■ **Problem to work on**: Scan the lines below for the word "this". Copy each line you find it in.

%%

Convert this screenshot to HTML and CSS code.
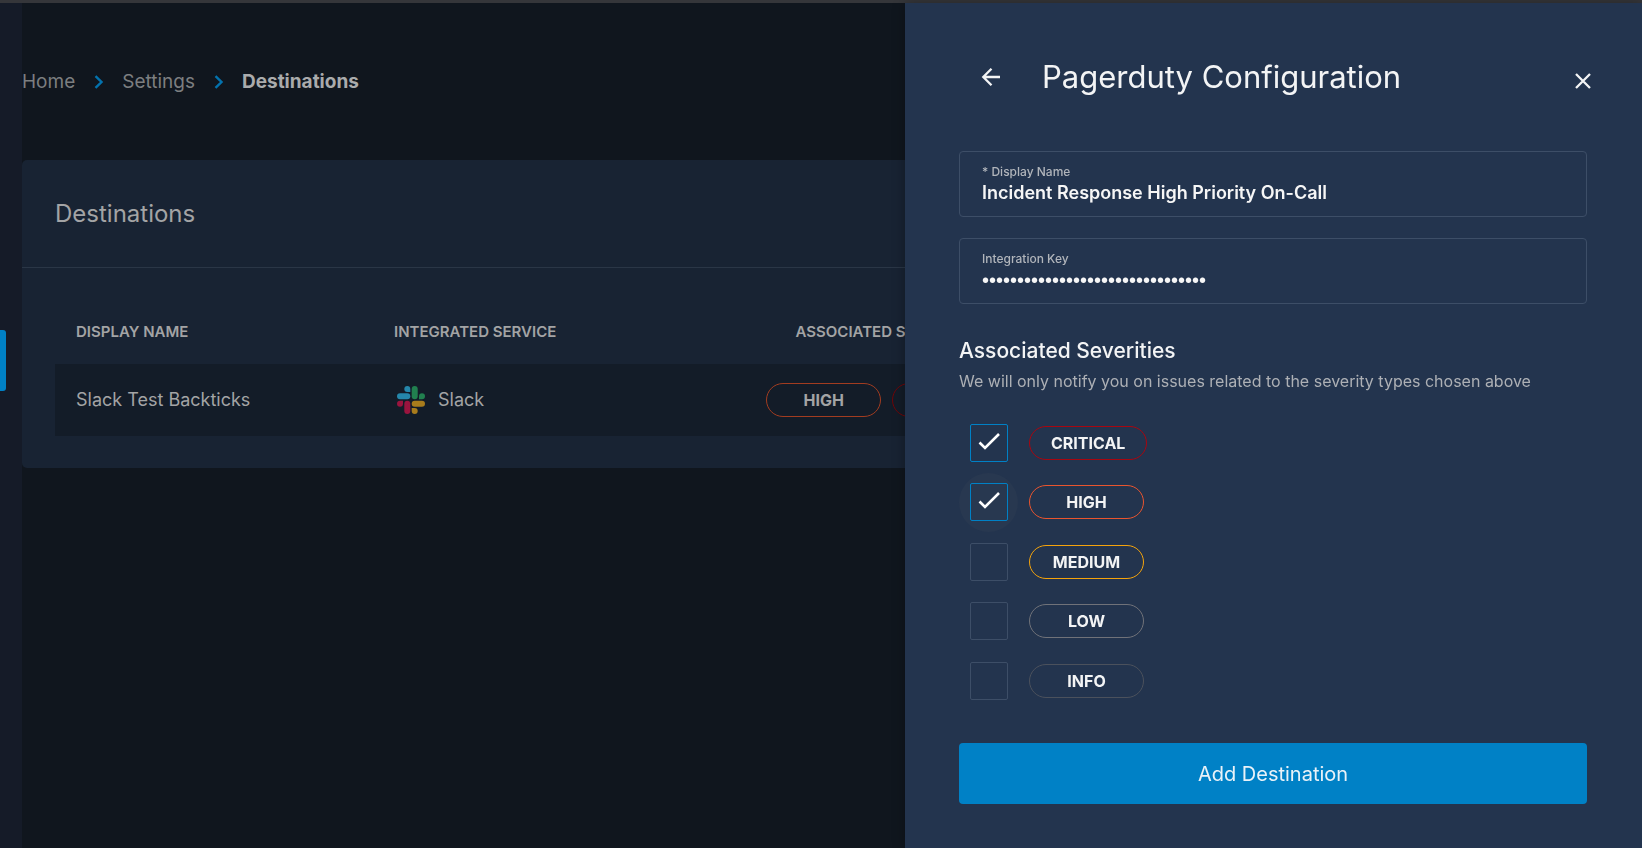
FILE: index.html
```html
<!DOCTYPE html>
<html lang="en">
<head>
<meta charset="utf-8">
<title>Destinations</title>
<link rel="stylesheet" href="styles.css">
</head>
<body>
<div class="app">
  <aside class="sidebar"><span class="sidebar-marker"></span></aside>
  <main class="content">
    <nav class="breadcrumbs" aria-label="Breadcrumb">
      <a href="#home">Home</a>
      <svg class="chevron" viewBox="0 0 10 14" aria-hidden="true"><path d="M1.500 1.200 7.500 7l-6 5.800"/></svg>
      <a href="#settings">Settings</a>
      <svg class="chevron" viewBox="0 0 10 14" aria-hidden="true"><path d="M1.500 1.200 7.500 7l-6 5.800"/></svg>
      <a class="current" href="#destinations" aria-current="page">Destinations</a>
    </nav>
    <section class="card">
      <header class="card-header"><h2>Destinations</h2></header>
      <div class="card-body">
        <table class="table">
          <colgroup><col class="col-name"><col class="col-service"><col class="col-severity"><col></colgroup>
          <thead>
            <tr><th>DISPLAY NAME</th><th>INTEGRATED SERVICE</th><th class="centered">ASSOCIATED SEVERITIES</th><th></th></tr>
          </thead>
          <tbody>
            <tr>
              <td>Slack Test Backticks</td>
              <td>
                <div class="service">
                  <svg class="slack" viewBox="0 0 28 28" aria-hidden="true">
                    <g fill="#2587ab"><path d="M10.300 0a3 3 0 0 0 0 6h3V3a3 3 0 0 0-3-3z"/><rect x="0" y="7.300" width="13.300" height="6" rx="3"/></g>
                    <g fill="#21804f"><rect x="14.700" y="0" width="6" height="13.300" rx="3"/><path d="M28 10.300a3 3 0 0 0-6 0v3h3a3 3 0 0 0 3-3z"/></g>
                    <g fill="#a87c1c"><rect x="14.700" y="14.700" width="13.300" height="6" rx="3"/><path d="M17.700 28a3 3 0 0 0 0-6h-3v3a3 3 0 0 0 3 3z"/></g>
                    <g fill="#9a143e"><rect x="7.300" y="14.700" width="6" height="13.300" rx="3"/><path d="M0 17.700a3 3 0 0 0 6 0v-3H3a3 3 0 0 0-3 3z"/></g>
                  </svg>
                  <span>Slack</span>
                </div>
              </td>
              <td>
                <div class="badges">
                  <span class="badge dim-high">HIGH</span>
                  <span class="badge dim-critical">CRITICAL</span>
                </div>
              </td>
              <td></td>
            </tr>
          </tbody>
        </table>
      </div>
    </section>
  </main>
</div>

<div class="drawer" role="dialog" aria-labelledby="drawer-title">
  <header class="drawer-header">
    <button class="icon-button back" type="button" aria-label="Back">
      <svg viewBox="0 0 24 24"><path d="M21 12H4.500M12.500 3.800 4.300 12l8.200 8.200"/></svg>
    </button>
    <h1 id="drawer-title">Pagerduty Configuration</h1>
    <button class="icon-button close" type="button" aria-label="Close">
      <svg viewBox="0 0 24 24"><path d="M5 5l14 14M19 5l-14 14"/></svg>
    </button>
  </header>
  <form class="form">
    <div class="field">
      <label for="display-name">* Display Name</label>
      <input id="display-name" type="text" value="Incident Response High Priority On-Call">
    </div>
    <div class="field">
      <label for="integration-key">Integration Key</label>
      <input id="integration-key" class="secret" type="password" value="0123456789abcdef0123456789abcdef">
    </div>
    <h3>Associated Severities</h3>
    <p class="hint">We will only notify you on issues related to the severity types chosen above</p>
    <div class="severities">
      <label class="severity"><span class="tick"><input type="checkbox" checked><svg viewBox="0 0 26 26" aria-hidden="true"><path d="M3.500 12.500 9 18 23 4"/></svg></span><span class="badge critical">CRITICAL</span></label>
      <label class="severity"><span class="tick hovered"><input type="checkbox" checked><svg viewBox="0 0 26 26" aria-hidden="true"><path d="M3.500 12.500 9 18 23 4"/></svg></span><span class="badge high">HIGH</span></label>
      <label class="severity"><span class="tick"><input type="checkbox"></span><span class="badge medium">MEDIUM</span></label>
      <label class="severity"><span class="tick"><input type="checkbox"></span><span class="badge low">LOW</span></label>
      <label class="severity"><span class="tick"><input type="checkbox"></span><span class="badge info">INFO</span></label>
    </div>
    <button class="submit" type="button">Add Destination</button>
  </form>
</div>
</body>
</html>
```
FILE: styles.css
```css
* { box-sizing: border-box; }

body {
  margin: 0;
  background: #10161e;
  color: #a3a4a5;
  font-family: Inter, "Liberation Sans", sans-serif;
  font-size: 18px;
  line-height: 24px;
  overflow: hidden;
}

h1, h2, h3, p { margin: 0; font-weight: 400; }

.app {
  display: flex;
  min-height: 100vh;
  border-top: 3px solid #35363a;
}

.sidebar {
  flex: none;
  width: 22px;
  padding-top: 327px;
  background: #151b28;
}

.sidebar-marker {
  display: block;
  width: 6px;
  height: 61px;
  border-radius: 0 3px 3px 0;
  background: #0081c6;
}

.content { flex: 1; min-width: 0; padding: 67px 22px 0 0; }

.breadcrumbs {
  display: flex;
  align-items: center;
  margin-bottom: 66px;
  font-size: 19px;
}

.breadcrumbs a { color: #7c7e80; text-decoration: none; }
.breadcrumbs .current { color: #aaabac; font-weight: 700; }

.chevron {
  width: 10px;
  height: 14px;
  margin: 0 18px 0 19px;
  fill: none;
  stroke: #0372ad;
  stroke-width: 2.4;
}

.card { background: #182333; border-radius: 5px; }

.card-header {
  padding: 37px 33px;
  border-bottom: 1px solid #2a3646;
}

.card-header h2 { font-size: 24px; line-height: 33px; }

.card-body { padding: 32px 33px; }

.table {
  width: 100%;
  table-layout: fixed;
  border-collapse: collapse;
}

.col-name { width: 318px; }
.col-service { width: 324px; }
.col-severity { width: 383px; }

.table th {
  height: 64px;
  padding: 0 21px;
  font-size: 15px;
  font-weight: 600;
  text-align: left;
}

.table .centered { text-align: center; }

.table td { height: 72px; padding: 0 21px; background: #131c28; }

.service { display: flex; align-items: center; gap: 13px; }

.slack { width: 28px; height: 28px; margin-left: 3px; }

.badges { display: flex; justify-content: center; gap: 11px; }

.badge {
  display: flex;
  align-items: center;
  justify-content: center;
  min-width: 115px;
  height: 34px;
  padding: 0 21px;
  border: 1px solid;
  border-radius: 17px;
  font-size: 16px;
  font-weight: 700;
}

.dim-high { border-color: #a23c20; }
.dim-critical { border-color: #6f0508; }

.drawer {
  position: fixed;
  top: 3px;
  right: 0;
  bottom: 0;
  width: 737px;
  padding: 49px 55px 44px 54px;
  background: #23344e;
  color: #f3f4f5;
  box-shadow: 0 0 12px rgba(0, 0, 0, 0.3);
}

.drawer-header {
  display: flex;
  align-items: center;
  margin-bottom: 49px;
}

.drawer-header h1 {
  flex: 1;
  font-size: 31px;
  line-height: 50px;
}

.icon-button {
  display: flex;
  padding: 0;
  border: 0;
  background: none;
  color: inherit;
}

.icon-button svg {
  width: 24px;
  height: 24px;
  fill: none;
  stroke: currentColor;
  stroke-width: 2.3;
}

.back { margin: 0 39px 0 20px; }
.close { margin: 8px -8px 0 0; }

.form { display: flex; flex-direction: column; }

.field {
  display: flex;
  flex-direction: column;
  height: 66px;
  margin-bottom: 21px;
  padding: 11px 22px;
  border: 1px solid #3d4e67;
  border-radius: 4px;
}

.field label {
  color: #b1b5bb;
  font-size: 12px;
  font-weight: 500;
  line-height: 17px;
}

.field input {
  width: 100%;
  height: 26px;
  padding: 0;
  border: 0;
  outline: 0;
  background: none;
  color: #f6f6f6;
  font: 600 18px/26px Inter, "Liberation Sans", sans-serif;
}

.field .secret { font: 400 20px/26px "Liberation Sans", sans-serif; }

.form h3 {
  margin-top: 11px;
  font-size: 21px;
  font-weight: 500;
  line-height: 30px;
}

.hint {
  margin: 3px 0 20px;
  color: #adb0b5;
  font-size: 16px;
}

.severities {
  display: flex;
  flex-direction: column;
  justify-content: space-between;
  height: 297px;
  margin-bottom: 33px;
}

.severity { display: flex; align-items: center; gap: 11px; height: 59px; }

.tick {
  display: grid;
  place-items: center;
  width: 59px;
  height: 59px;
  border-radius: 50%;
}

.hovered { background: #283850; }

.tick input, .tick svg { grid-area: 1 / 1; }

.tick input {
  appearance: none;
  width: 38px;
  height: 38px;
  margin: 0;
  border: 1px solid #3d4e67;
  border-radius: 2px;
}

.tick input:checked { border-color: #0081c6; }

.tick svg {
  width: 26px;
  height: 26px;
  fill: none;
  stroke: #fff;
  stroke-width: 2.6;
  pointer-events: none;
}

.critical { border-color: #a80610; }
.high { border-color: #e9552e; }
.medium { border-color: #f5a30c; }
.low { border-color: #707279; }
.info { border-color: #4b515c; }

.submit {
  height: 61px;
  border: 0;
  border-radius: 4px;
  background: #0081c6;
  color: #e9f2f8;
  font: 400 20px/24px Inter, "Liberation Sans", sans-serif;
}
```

%%
%%

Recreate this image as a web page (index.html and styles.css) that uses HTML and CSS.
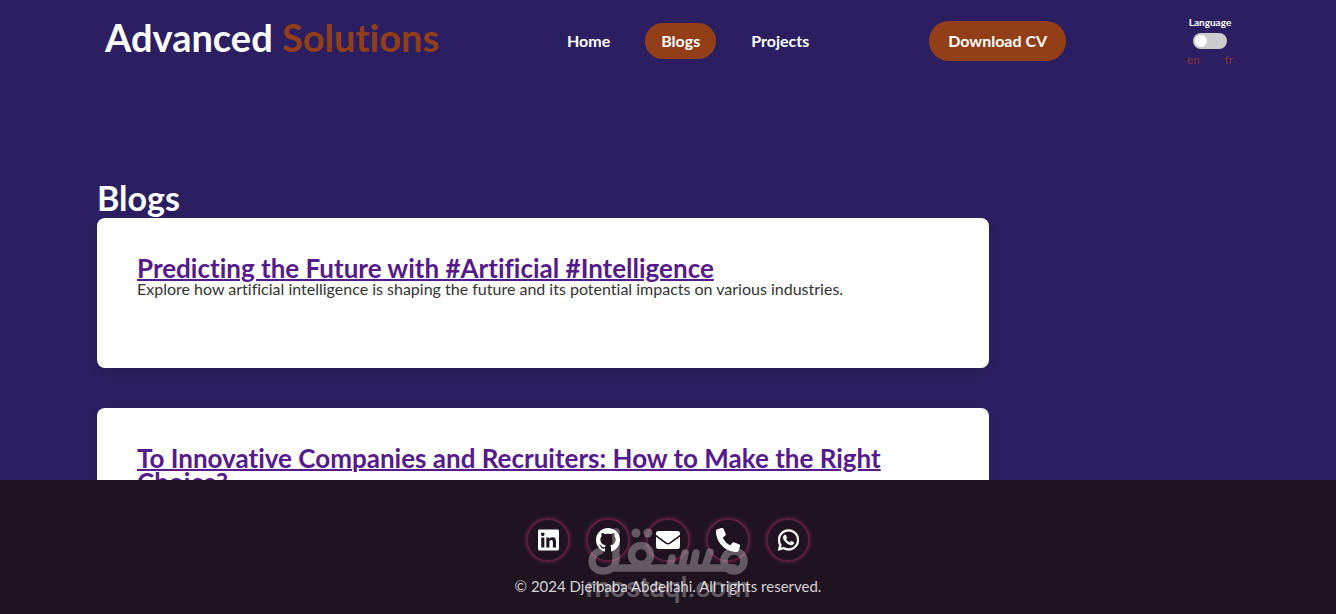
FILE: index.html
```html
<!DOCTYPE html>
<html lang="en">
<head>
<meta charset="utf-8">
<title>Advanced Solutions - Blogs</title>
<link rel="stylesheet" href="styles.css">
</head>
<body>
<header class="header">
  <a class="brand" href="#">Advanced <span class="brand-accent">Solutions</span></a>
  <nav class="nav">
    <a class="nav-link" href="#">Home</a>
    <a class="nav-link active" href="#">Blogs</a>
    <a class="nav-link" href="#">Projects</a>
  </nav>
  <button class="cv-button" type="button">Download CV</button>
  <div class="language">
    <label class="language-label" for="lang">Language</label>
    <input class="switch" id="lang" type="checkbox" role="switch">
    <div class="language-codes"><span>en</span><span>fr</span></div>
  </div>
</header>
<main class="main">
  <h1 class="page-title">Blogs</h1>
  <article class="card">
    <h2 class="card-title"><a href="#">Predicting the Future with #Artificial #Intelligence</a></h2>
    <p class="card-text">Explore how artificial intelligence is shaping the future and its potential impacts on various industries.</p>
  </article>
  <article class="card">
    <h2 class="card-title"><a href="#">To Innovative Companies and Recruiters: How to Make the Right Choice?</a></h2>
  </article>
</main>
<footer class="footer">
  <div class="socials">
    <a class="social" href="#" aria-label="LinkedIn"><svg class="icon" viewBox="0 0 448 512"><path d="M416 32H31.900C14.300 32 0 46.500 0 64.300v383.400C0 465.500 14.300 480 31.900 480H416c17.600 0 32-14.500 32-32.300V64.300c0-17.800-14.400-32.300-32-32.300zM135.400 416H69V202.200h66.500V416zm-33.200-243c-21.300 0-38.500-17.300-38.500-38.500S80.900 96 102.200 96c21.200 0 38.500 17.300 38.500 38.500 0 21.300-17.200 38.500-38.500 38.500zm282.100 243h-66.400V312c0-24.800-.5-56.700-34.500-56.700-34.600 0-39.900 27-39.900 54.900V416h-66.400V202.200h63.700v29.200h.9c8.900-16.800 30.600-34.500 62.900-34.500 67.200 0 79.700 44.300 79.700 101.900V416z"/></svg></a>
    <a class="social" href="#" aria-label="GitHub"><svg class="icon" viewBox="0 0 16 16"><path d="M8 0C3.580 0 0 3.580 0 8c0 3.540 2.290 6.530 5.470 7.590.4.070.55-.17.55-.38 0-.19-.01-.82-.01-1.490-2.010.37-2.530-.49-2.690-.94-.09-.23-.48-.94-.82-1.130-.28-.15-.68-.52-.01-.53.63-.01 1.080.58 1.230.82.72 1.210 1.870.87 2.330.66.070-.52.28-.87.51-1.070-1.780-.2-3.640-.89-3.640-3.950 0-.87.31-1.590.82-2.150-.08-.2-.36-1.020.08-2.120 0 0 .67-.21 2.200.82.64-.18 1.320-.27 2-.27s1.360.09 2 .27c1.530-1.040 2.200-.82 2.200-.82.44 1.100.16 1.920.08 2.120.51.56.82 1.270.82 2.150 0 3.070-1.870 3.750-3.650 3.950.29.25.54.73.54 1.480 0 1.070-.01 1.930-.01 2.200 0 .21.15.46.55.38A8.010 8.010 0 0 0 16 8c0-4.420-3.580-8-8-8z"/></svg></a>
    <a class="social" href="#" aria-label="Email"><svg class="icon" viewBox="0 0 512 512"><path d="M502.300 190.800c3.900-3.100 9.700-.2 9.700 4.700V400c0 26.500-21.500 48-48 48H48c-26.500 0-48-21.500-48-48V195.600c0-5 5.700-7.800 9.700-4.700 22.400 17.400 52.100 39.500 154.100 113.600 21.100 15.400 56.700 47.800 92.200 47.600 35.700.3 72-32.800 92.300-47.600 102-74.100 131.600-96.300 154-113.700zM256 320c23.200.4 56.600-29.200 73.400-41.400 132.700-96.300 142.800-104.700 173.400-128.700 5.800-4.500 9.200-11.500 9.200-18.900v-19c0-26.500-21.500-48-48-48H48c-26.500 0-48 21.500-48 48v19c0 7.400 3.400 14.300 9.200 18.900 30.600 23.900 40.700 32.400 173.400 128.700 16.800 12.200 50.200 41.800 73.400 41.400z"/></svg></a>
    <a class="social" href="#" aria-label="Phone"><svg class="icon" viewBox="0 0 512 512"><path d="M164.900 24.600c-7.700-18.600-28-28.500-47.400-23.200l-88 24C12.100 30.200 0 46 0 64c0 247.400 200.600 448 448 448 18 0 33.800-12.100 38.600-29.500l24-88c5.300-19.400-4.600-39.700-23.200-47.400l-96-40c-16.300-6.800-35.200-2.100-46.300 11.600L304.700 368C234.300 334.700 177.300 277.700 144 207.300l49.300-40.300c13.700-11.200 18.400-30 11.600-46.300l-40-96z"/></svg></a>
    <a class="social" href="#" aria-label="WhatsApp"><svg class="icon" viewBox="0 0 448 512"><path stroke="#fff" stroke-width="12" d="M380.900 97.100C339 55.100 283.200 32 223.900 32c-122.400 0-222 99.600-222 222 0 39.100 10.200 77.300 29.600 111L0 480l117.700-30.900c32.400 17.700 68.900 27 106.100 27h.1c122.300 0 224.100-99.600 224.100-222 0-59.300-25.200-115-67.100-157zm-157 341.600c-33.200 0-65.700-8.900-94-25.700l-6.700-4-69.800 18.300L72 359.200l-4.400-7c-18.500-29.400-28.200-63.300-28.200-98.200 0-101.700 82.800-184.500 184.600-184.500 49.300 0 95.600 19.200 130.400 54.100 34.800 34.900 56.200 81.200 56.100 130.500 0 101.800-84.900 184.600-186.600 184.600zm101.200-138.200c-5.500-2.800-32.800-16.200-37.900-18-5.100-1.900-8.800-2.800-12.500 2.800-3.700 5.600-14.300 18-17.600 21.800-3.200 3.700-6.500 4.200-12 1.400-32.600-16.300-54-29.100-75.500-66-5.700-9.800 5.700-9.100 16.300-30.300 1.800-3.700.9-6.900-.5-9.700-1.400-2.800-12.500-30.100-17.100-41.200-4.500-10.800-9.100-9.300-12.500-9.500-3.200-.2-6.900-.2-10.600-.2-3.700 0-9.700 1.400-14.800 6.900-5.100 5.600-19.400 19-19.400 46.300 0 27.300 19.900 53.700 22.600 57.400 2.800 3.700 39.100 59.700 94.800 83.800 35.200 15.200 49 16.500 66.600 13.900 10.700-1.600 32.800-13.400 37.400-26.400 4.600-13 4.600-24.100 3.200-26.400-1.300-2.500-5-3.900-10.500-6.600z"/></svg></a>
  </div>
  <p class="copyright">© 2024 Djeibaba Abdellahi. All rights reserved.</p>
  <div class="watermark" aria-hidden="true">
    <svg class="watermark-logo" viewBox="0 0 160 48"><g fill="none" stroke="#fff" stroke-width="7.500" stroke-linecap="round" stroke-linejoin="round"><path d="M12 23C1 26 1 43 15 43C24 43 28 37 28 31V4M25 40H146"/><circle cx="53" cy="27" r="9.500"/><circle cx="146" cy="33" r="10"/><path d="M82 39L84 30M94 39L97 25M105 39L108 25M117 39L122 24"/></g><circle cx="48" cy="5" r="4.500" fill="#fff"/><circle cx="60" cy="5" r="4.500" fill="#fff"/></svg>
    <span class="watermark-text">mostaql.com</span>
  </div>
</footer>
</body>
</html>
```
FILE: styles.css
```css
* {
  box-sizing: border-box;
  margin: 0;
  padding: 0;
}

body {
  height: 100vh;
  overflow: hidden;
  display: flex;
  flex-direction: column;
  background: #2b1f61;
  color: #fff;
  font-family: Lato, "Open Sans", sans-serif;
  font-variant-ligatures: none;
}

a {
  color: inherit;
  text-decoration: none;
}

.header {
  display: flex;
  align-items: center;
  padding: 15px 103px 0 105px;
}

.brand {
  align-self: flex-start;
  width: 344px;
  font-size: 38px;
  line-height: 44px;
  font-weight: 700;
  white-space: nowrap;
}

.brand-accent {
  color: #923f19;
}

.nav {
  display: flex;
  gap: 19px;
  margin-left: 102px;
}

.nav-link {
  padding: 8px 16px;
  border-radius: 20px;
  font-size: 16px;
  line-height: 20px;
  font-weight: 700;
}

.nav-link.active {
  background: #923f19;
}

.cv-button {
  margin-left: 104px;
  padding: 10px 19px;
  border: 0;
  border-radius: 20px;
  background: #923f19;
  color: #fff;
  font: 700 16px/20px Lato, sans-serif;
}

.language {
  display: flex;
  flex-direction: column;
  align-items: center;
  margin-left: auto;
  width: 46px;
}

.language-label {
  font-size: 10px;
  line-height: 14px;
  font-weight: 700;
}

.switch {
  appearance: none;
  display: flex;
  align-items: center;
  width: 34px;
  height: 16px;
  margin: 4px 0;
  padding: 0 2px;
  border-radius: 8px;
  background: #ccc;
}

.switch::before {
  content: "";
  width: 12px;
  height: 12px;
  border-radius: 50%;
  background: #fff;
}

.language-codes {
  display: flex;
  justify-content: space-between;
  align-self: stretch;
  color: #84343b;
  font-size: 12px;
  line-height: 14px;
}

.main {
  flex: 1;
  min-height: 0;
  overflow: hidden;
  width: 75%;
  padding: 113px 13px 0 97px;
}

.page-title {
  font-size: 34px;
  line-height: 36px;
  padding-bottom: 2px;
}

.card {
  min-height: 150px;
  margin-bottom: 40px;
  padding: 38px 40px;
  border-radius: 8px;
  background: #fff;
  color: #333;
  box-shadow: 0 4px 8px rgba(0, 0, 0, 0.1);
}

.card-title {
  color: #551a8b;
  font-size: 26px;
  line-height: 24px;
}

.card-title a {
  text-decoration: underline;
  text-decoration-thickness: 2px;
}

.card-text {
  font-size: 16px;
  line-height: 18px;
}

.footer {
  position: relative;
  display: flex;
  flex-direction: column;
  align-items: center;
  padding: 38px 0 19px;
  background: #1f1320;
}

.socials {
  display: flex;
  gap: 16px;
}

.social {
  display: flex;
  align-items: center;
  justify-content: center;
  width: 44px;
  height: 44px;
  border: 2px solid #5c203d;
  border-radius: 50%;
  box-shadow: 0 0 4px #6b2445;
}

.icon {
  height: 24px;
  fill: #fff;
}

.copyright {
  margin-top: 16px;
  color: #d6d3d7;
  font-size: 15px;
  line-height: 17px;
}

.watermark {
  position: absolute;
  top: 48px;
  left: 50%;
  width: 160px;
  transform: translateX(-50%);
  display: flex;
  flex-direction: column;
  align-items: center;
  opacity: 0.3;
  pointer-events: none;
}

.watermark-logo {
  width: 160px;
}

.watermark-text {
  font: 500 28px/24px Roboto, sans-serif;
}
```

%%

■ **Full answer**:
Convert this screenshot to HTML and CSS code.
Recreate this image as a web page (index.html and styles.css) that uses HTML and CSS.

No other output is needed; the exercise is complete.